Questioner hummed for a moment. "The technicians are long dead, so I can't ask them. I know they wanted brains that were healthy, young, with few memories, so people dying of disease wouldn't do. I know they had to make some advance preparation, so people dying suddenly in accidents wouldn't do. They preferred planets which were less advanced, technologically, where fewer questions would be asked. They may even have been motivated by pity, thinking that, in a way, they were saving those three. And then, of course, they didn't expect that I would ever know enough to bring them into memory."
Ornery thought about this, lazily, which led her to another thought. "We met those two Earthers you brought with you. Why did you bring those particular ones?"
"They are dancers. I felt we might need dancers."
"What for?

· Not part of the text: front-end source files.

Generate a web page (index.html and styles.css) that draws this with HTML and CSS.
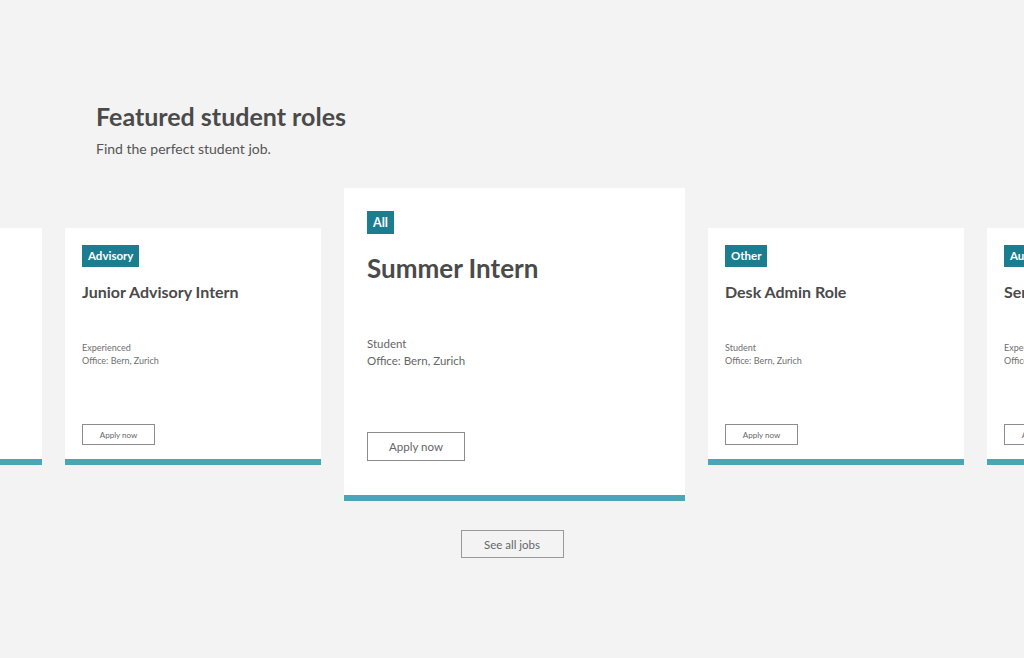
FILE: index.html
```html
<!DOCTYPE html>
<html>
<head>
    <title>Featured student roles</title>
    <link rel="stylesheet" href="styles.css">
</head>
<body>
    <div class="intro">
        <h1 class="intro-title">Featured student roles</h1>
        <p class="intro-text">Find the perfect student job.</p>
    </div>

    <div class="carousel">
        <!-- vorherige karte, nur der rand ist sichtbar -->
        <div class="job-card"></div>

        <div class="job-card">
            <span class="job-tag">Advisory</span>
            <h2 class="job-title">Junior Advisory Intern</h2>
            <div class="job-meta">Experienced<br>Office: Bern, Zurich</div>
            <button class="job-apply">Apply now</button>
        </div>

        <!-- karte in der mitte ist die aktive -->
        <div class="job-card active">
            <span class="job-tag">All</span>
            <h2 class="job-title">Summer Intern</h2>
            <div class="job-meta">Student<br>Office: Bern, Zurich</div>
            <button class="job-apply">Apply now</button>
        </div>

        <div class="job-card">
            <span class="job-tag">Other</span>
            <h2 class="job-title">Desk Admin Role</h2>
            <div class="job-meta">Student<br>Office: Bern, Zurich</div>
            <button class="job-apply">Apply now</button>
        </div>

        <div class="job-card">
            <span class="job-tag">Audit</span>
            <h2 class="job-title">Senior Audit Assistant</h2>
            <div class="job-meta">Experienced<br>Office: Bern, Zurich</div>
            <button class="job-apply">Apply now</button>
        </div>
    </div>

    <div class="more">
        <button class="more-button">See all jobs</button>
    </div>
</body>
</html>
```

FILE: styles.css
```css
/* Grundlayout */
body {
    margin: 0;
    background-color: #f3f3f3;
    font-family: Lato, "Noto Sans", sans-serif;
    color: #4a4a4a;
    overflow: hidden;
}

/* Titelbereich */
.intro {
    padding: 101px 96px 0;
}

.intro-title {
    margin: 0;
    font-size: 25px;
    line-height: 30px;
    font-weight: 700;
    color: #4a4a4a;
}

.intro-text {
    margin: 8px 0 0;
    font-size: 14px;
    line-height: 20px;
    color: #555;
}

/* Karten-Reihe */
.carousel {
    display: flex;
    justify-content: center;
    align-items: center;
    gap: 23px;
    margin-top: 29px;
    padding-left: 5px;
}

.job-card {
    flex: 0 0 256px;
    height: 237px;
    box-sizing: border-box;
    margin-top: 4px;
    padding: 17px 17px 14px;
    background-color: #fff;
    border-bottom: 6px solid #4aa6b6;
    display: flex;
    flex-direction: column;
    align-items: flex-start;
}

.job-tag {
    height: 22px;
    line-height: 22px;
    padding: 0 6px;
    background-color: #1d7d90;
    color: #fff;
    font-size: 11.5px;
    font-weight: 700;
}

.job-title {
    margin: 15px 0 0;
    font-size: 16px;
    line-height: 20px;
    font-weight: 700;
    color: #4a4a4a;
    white-space: nowrap;
}

.job-meta {
    margin-top: 40px;
    font-size: 9px;
    line-height: 12.5px;
    color: #707070;
}

.job-apply {
    margin-top: auto;
    width: 73px;
    height: 21px;
    padding: 0;
    background: #fff;
    border: 1px solid #8c8c8c;
    font-family: inherit;
    font-size: 8px;
    color: #666;
}

/* Aktive Karte in der Mitte, groesser */
.job-card.active {
    flex-basis: 341px;
    height: 313px;
    margin-top: 0;
    padding: 23px 23px 34px;
}

.job-card.active .job-tag {
    height: 23px;
    line-height: 23px;
    font-size: 12.5px;
}

.job-card.active .job-title {
    margin-top: 19px;
    font-size: 26px;
    line-height: 30px;
}

.job-card.active .job-meta {
    margin-top: 52px;
    font-size: 11.5px;
    line-height: 17px;
    color: #666;
}

.job-card.active .job-apply {
    width: 98px;
    height: 29px;
    font-size: 11.5px;
}

/* Button unten */
.more {
    display: flex;
    justify-content: center;
    margin-top: 29px;
}

.more-button {
    width: 103px;
    height: 28px;
    padding: 0;
    background: transparent;
    border: 1px solid #999;
    font-family: inherit;
    font-size: 11.5px;
    color: #666;
}
```
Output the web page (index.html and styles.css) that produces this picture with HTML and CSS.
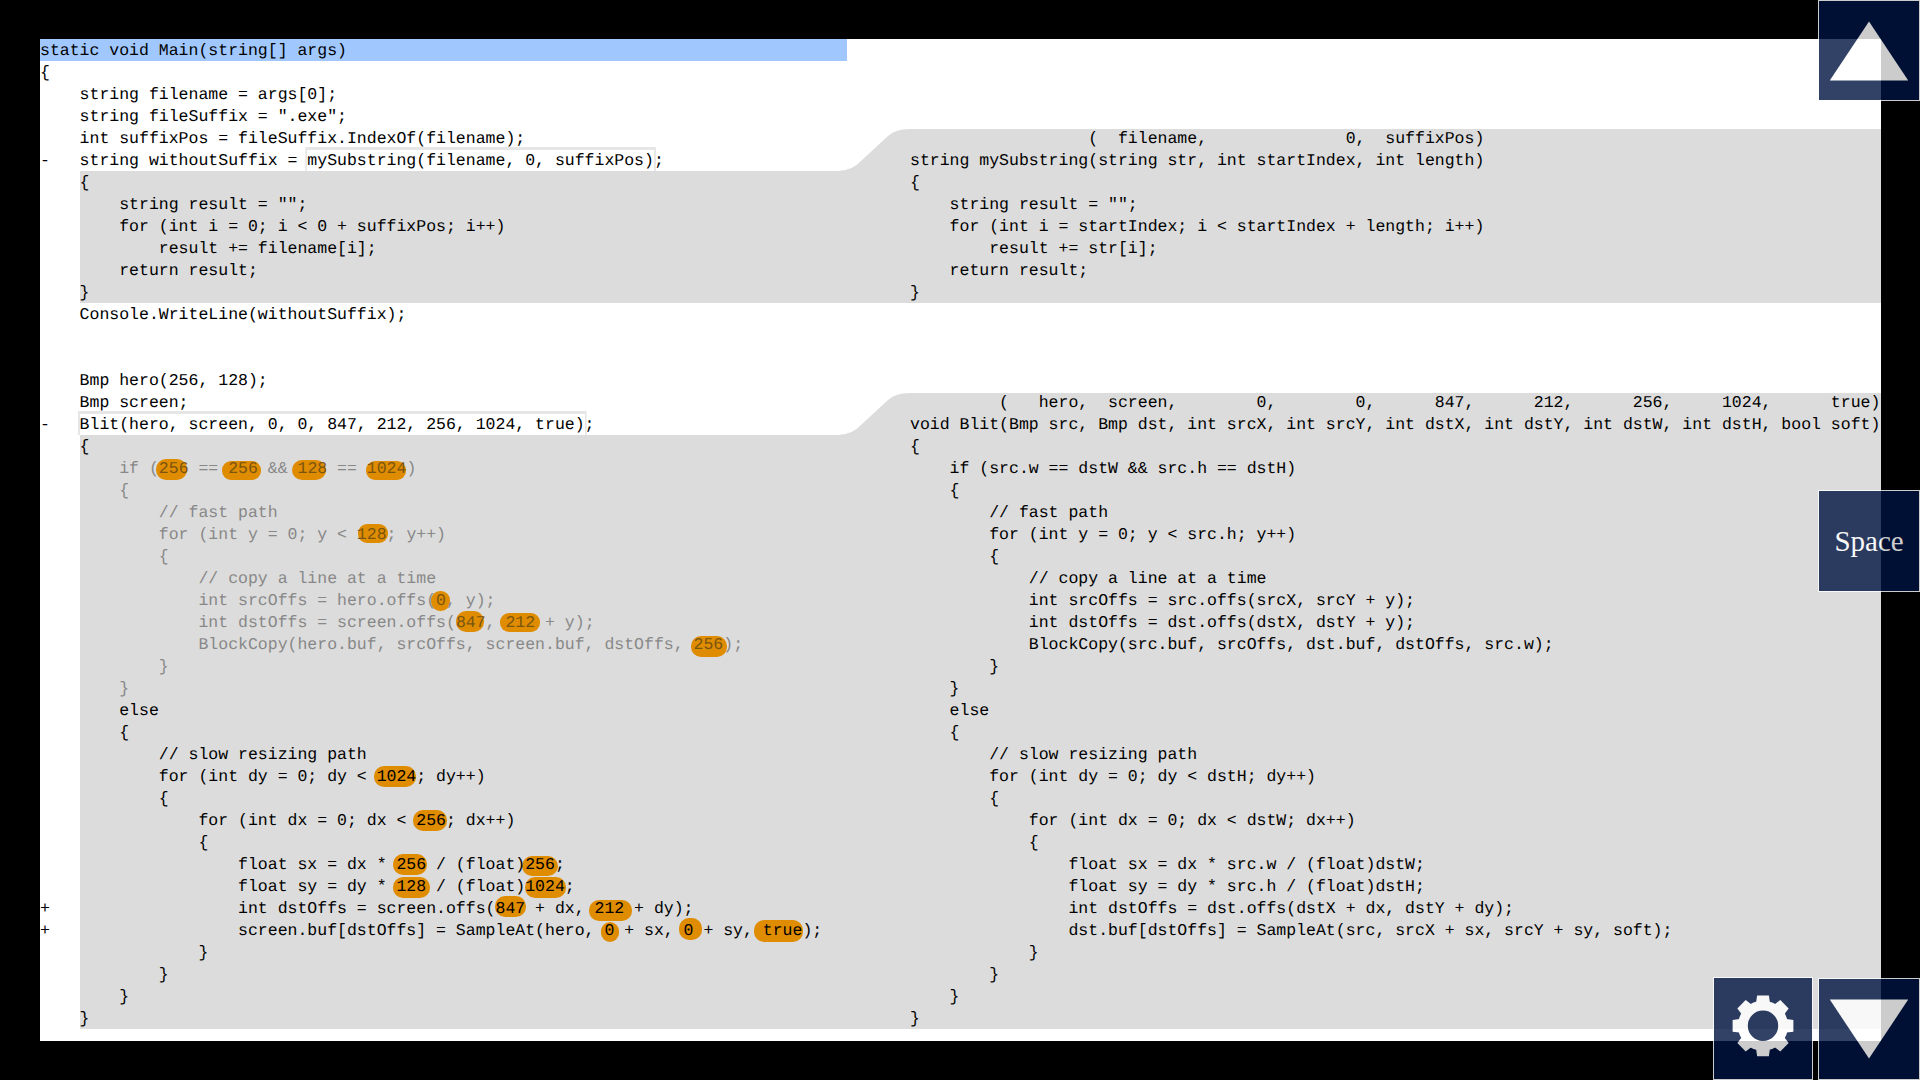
FILE: index.html
```html
<!DOCTYPE html>
<html lang="en">
<head>
<meta charset="utf-8">
<title>Inline function viewer</title>
<link rel="stylesheet" href="styles.css">
</head>
<body>
<main class="stage">
<svg class="layer" viewBox="40 39 1841 1002" aria-hidden="true">
<path class="band" d="M80 171H838Q852 171 862 160L888 136Q896 129 909 129H1881V303H80Z"/>
<path class="band" d="M80 435H838Q852 435 862 424L888 400Q896 393 909 393H1881V1029H80Z"/>
<g class="blobs">
<rect x="156" y="459" width="31" height="21" rx="10"/>
<rect x="222" y="461" width="39" height="19" rx="9"/>
<rect x="292" y="460" width="34" height="20" rx="10"/>
<rect x="366" y="461" width="40" height="19" rx="9"/>
<rect x="358" y="524" width="30" height="19" rx="9"/>
<rect x="431" y="591" width="19" height="20" rx="9"/>
<rect x="456" y="611" width="28" height="21" rx="10"/>
<rect x="500" y="613" width="40" height="19" rx="9"/>
<rect x="691" y="636" width="36" height="21" rx="10"/>
<rect x="374" y="766" width="42" height="21" rx="10"/>
<rect x="413" y="810" width="34" height="21" rx="10"/>
<rect x="393" y="854" width="34" height="21" rx="10"/>
<rect x="522" y="856" width="36" height="20" rx="10"/>
<rect x="393" y="877" width="37" height="21" rx="10"/>
<rect x="525" y="877" width="41" height="21" rx="10"/>
<rect x="495" y="896" width="31" height="21" rx="10"/>
<rect x="589" y="900" width="43" height="21" rx="10"/>
<rect x="601" y="922" width="18" height="20" rx="9"/>
<rect x="679" y="918" width="23" height="22" rx="10"/>
<rect x="754" y="920" width="49" height="22" rx="10"/>
</g>
</svg>
<div class="panes">
<pre class="code caller"><span class="current">static void Main(string[] args)</span>{
    string filename = args[0];
    string fileSuffix = ".exe";
    int suffixPos = fileSuffix.IndexOf(filename);
-   string withoutSuffix = <span class="call">mySubstring(filename, 0, suffixPos)</span>;
    {
        string result = "";
        for (int i = 0; i &lt; 0 + suffixPos; i++)
            result += filename[i];
        return result;
    }
    Console.WriteLine(withoutSuffix);


    Bmp hero(256, 128);
    Bmp screen;
-   <span class="call">Blit(hero, screen, 0, 0, 847, 212, 256, 1024, true)</span>;
    {<span class="dim">        if (<b>256</b> == <b>256</b> &amp;&amp; <b>128</b> == <b>1024</b>)
        {
            // fast path
            for (int y = 0; y &lt; <b>128</b>; y++)
            {
                // copy a line at a time
                int srcOffs = hero.offs(<b>0</b>, y);
                int dstOffs = screen.offs(<b>847</b>, <b>212</b> + y);
                BlockCopy(hero.buf, srcOffs, screen.buf, dstOffs, <b>256</b>);
            }
        }</span>        else
        {
            // slow resizing path
            for (int dy = 0; dy &lt; 1024; dy++)
            {
                for (int dx = 0; dx &lt; 256; dx++)
                {
                    float sx = dx * 256 / (float)256;
                    float sy = dy * 128 / (float)1024;
+                   int dstOffs = screen.offs(847 + dx, 212 + dy);
+                   screen.buf[dstOffs] = SampleAt(hero, 0 + sx, 0 + sy, true);
                }
            }
        }
    }</pre>
<div class="callee">
<pre class="code">                  (  filename,              0,  suffixPos)
string mySubstring(string str, int startIndex, int length)
{
    string result = "";
    for (int i = startIndex; i &lt; startIndex + length; i++)
        result += str[i];
    return result;
}</pre>
<pre class="code second">         (   hero,  screen,        0,        0,      847,      212,      256,     1024,      true)
void Blit(Bmp src, Bmp dst, int srcX, int srcY, int dstX, int dstY, int dstW, int dstH, bool soft)
{
    if (src.w == dstW &amp;&amp; src.h == dstH)
    {
        // fast path
        for (int y = 0; y &lt; src.h; y++)
        {
            // copy a line at a time
            int srcOffs = src.offs(srcX, srcY + y);
            int dstOffs = dst.offs(dstX, dstY + y);
            BlockCopy(src.buf, srcOffs, dst.buf, dstOffs, src.w);
        }
    }
    else
    {
        // slow resizing path
        for (int dy = 0; dy &lt; dstH; dy++)
        {
            for (int dx = 0; dx &lt; dstW; dx++)
            {
                float sx = dx * src.w / (float)dstW;
                float sy = dy * src.h / (float)dstH;
                int dstOffs = dst.offs(dstX + dx, dstY + dy);
                dst.buf[dstOffs] = SampleAt(src, srcX + sx, srcY + sy, soft);
            }
        }
    }
}</pre>
</div>
</div>
</main>
<button class="btn btn-up" aria-label="Up"><svg viewBox="0 0 102 101"><path d="M51 21L91 81H11Z"/></svg></button>
<button class="btn btn-space">Space</button>
<button class="btn btn-gear" aria-label="Settings"><svg viewBox="0 0 100 103">
<g transform="translate(50 48.7)">
<circle class="ring" r="20.5"/>
<path d="M-7-24L-6-31H6L7-24Z"/>
<path d="M-7-24L-6-31H6L7-24Z" transform="rotate(45)"/>
<path d="M-7-24L-6-31H6L7-24Z" transform="rotate(90)"/>
<path d="M-7-24L-6-31H6L7-24Z" transform="rotate(135)"/>
<path d="M-7-24L-6-31H6L7-24Z" transform="rotate(180)"/>
<path d="M-7-24L-6-31H6L7-24Z" transform="rotate(225)"/>
<path d="M-7-24L-6-31H6L7-24Z" transform="rotate(270)"/>
<path d="M-7-24L-6-31H6L7-24Z" transform="rotate(315)"/>
</g></svg></button>
<button class="btn btn-down" aria-label="Down"><svg viewBox="0 0 102 102"><path d="M11 21H91L51 81Z"/></svg></button>
</body>
</html>
```
FILE: styles.css
```css
html, body {
  margin: 0;
  height: 100%;
  background: #000;
  overflow: hidden;
}

body {
  padding: 39px 39px 39px 40px;
  box-sizing: border-box;
}

.stage {
  position: relative;
  height: 1002px;
  background: #fff;
}

.layer {
  position: absolute;
  inset: 0;
  width: 100%;
  height: 100%;
}

.band {
  fill: #dcdcdc;
}

.blobs rect {
  fill: #e08c00;
}

.panes {
  position: relative;
  display: flex;
  padding-top: 1px;
}

.code {
  margin: 0;
  font-family: "Liberation Mono", monospace;
  font-size: 16.5px;
  line-height: 22px;
  color: #000;
  text-rendering: geometricPrecision;
  white-space: pre;
}

.caller {
  flex: 0 0 870px;
}

.callee {
  padding-top: 88px;
}

.second {
  margin-top: 88px;
}

.current {
  display: block;
  width: 807px;
  height: 21px;
  margin: -1px 0 1px;
  padding-top: 1px;
  background: #a0c8ff;
}

.call {
  display: inline-block;
  box-shadow: 0 -1px 0 2px #e6e6e6;
  clip-path: inset(-3px -2px 1px -2px);
}

.dim {
  display: block;
  color: #888;
}

.dim b {
  font-weight: normal;
  color: #7a5510;
}

.btn {
  position: absolute;
  box-sizing: border-box;
  width: 102px;
  padding: 0;
  right: 0;
  background: #001442;
  border: 1px solid #fff;
  opacity: 0.8;
  color: #fff;
}

.btn svg {
  display: block;
  width: 100%;
  height: 100%;
  fill: #fff;
}

.btn-up {
  top: 0;
  height: 101px;
}

.btn-space {
  top: 490px;
  height: 102px;
  font-family: "Liberation Serif", serif;
  font-size: 29px;
}

.btn-gear {
  top: 977px;
  right: 107px;
  width: 100px;
  height: 103px;
}

.btn-down {
  top: 978px;
  height: 102px;
}

.ring {
  fill: none;
  stroke: #fff;
  stroke-width: 10px;
}
```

You haven't needed them, have you?"
"We are not yet finished with our visit though, are we?"
They went on a bit farther, and Questioner said, "Hark?"
Ornery listened for the sound of water, hearing instead the sound of voices. Someone or something was approaching from farther down the stairs.
Questioner unburdened herself, wakening Mouche, who shook himself sleepily, adjusting his pack and brushing wrinkles from his clothing. The voices came nearer. Questioner turned up her light.